Saturday, February 27, 2010

The Teen Mom

No, this is not the MTV show, this is a girl that I actually don't mind being around. I just know way too much about her life. Her identifying factor is that she had a baby last semester. On the first day of class, when we had to introduce ourselves, that's honestly what she said when she mentioned something interesting about herself. She and the military lady chat about the military (the teen mom's dad is in the air force) and children and discipline and doctors and all-in-all unsavory topics that make me not want to have kids. Such as this conversation I overheard on a recent Thursday:

TM: "I just had to take my baby to get his shots. It was so hard!!"

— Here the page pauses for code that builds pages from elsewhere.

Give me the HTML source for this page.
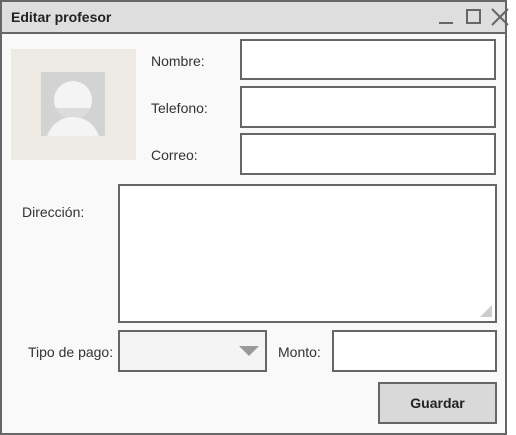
<!DOCTYPE html>
<html><head><style>
body{margin:0;width:516px;height:435px;background:#fff;font-family:"Liberation Sans",sans-serif;position:relative;overflow:hidden}
.a{position:absolute;box-sizing:border-box}
.in{border:2px solid #666;background:#fff}
.lb{font-size:14px;color:#333}
</style></head><body>
<div class="a" style="left:0;top:0;width:507px;height:435px;border:2px solid #666;background:#f9f9f9"></div>
<div class="a" style="left:0;top:0;width:507px;height:34px;border:2px solid #666;background:#dedede"></div>
<div class="a" style="left:11px;top:9px;font-size:14px;font-weight:bold;color:#222">Editar profesor</div>
<div class="a" style="left:439px;top:22px;width:14px;height:2px;background:#666"></div>
<div class="a" style="left:466px;top:9px;width:15px;height:15px;border:2px solid #666"></div>
<svg class="a" style="left:490px;top:7px" width="22" height="20"><path d="M2 2L18 18M18 2L2 18" stroke="#666" stroke-width="2"/></svg>
<div class="a" style="left:11px;top:49px;width:125px;height:111px;background:#eeebe5"></div>
<div class="a" style="left:41px;top:72px;width:64px;height:64px;background:#d3d3d3;overflow:hidden">
<div class="a" style="left:13px;top:9px;width:38px;height:38px;border-radius:50%;background:#f4f4f4;overflow:hidden">
<div class="a" style="left:0;top:27px;width:38px;height:12px;background:#dcdcdc"></div>
</div>
<div class="a" style="left:5px;top:45px;width:54px;height:40px;border-radius:27px 27px 0 0;background:#f4f4f4"></div>
</div>
<div class="a lb" style="left:151px;top:53px">Nombre:</div>
<div class="a lb" style="left:151px;top:100px">Telefono:</div>
<div class="a lb" style="left:151px;top:147px">Correo:</div>
<div class="a in" style="left:240px;top:39px;width:256px;height:41px"></div>
<div class="a in" style="left:240px;top:86px;width:256px;height:42px"></div>
<div class="a in" style="left:240px;top:133px;width:256px;height:42px"></div>
<div class="a lb" style="left:22px;top:204px">Dirección:</div>
<div class="a in" style="left:118px;top:184px;width:379px;height:139px"></div>
<svg class="a" style="left:480px;top:305px" width="12" height="12"><path d="M12 0L12 12L0 12Z" fill="#ccc"/></svg>
<div class="a lb" style="left:28px;top:344px">Tipo de pago:</div>
<div class="a in" style="left:118px;top:330px;width:149px;height:42px;background:#f4f4f4"></div>
<svg class="a" style="left:239px;top:346px" width="20" height="10"><path d="M0 0H20L10 10Z" fill="#999"/></svg>
<div class="a lb" style="left:278px;top:344px">Monto:</div>
<div class="a in" style="left:332px;top:330px;width:165px;height:42px"></div>
<div class="a" style="left:378px;top:382px;width:119px;height:42px;border:2px solid #666;background:#d9d9d9;font-size:14px;font-weight:bold;color:#222;text-align:center;line-height:38px">Guardar</div>
</body></html>
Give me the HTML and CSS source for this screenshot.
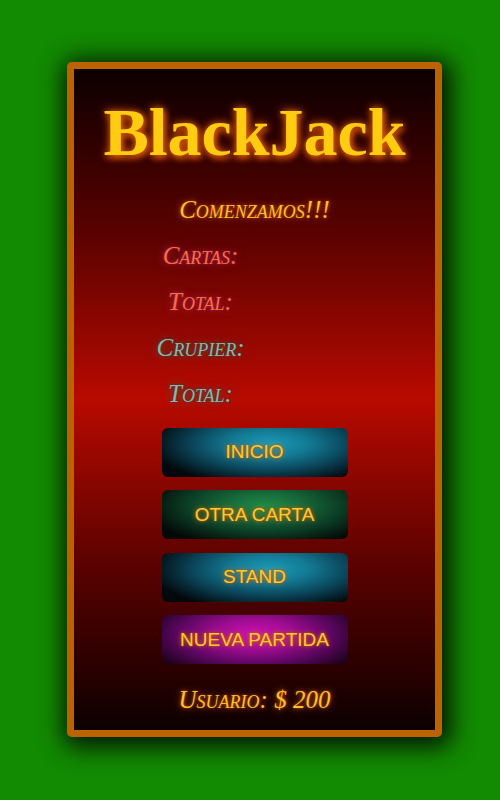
FILE: index.html
```html
<!DOCTYPE html>
<html lang="es">
<head>
<meta charset="utf-8">
<title>BlackJack</title>
<link rel="stylesheet" href="styles.css">
</head>
<body>
<main class="table">
  <h1 class="title">BlackJack</h1>
  <p class="status">Comenzamos!!!</p>
  <div class="stats">
    <span class="label player">Cartas:</span><span class="value"></span>
    <span class="label player">Total:</span><span class="value"></span>
    <span class="label dealer">Crupier:</span><span class="value"></span>
    <span class="label dealer">Total:</span><span class="value"></span>
  </div>
  <div class="actions">
    <button class="btn btn-blue">INICIO</button>
    <button class="btn btn-green">OTRA CARTA</button>
    <button class="btn btn-blue">STAND</button>
    <button class="btn btn-pink">NUEVA PARTIDA</button>
  </div>
  <p class="wallet">Usuario: $ 200</p>
</main>
</body>
</html>
```
FILE: styles.css
```css
html, body {
  margin: 0;
  padding: 0;
}
body {
  background: #128a02;
  width: 500px;
  height: 800px;
  overflow: hidden;
  padding-top: 62px;
  box-sizing: border-box;
}
.table {
  margin-left: 67px;
  width: 375px;
  height: 675px;
  box-sizing: border-box;
  border: 7px solid #bd6200;
  border-radius: 5px;
  background: linear-gradient(to bottom, #0c0000 0%, #5a0200 25%, #b80a00 50%, #5a0200 75%, #0c0000 100%);
  box-shadow: 3px 4px 24px 6px rgba(0, 0, 0, 0.85);
  padding-top: 24px;
  display: flex;
  flex-direction: column;
  align-items: center;
  font-family: "Liberation Serif", "DejaVu Serif", serif;
}
.title {
  margin: 0;
  font-size: 68px;
  line-height: 78px;
  font-weight: bold;
  color: #ffcc11;
  text-shadow: 2px 3px 6px #d05000, 0 0 8px #ff7000;
}
.status, .wallet {
  margin: 23.6px 0 0;
  font-size: 25px;
  line-height: 30px;
  font-style: italic;
  font-variant: small-caps;
  color: #ffbf2a;
  text-shadow: 0 0 7px #c05800, 0 0 3px #a04000;
}
.wallet {
  margin-top: 20.5px;
}
.stats {
  margin-top: 8px;
  width: 216px;
  display: grid;
  grid-template-columns: 1fr 1fr;
  grid-auto-rows: 46px;
}
.label {
  font-size: 25px;
  line-height: 46px;
  font-style: italic;
  font-variant: small-caps;
  text-align: center;
  white-space: nowrap;
}
.player {
  color: #ff6a42;
  text-shadow: 0 0 9px #a8305e, 0 0 3px #902040;
}
.dealer {
  color: #8fb6b2;
  text-shadow: 0 0 9px #3a6a50, 0 0 2px #204030;
}
.actions {
  margin-top: 11.4px;
  display: flex;
  flex-direction: column;
  gap: 13.5px;
}
.btn {
  width: 186px;
  height: 49px;
  border: none;
  border-radius: 6px;
  font-family: "Liberation Sans", Arial, sans-serif;
  font-size: 19px;
  color: #ffc933;
  text-shadow: 0 0 5px #e07000, 0 0 2px #a05000;
  padding: 0;
}
.btn-blue {
  background: radial-gradient(ellipse 65% 85% at 58% 32%, #1a9ab8 0%, #137a94 32%, #0a4458 65%, #02080b 100%);
}
.btn-green {
  background: radial-gradient(ellipse 65% 85% at 55% 32%, #1f8a48 0%, #17683a 32%, #0b3c24 65%, #020806 100%);
}
.btn-pink {
  background: radial-gradient(ellipse 65% 95% at 50% 40%, #cc10b4 0%, #a00c92 32%, #58065e 65%, #12020e 100%);
}
```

ML: "Oh I know that feeling! I wouldn't even take my kids when they were babies. I'd make my mom do it. I'd be like, 'Mom, I don't want to see them in pain, you do it!'" (laughs)

TM: "Yeah, his father won't even do it, so I have to be the bad guy. Oh my gosh, it sucks."

ML:  "Just appreciate it now, when they're babies. Wait until they're older and mouthing off at you every chance they get. You'll be wishing for those days...[goes off into an unrelated story about her kids]"

FL: "When's this f*cking class going to start, let's go."

TM: "Yeah, some people have places they need to be, like a baby they need to pick up from the daycare center, jeez."

Great for you, teen mom. I bet you're an awesome mom and extremely lucky to still be with the baby's father. It seems like you're providing a relatively stable life for your child. Once it becomes something that we all have to hear about, that's when I say enough. Being a teen mom is not wearing a badge saying, "YAY I'm a mom!" It's doing your job. Thanks for sharing your weird stories about kids that I won't need to know for about ten years. My uterus aches just thinking about it.

The Military Lady

The military lady isn't actually in the military, her husband is, but you would think she is because that's all she ever talks about. Granted, I don't even sit near her during our actual lab, but I know basically her entire life story thanks to the 10 minutes I spend waiting in the hallway for our instructor to let us into the lab (aka torture chamber). So before we get into the torture chamber, I sit there across from the f*ck lady and the military lady and try to sit and concentrate on my lab workbook, but can't help overhearing some of their conversations.

ML: "This is my husband's FIFTH tour of duty being a bomb tech, and I just want him to come home to me and our four kids. I never know how he's going to act when I talk to him on the phone; sometimes he's in a good mood, and sometimes he's just going to explode. My 13-year-old mouthed off to me the other day, and I made her sit in the corner in front of all her friends. That embarrassed her so bad. She's gonna learn to respect me in my house. My husband, all he'd have to do is growl at her and she'd listen."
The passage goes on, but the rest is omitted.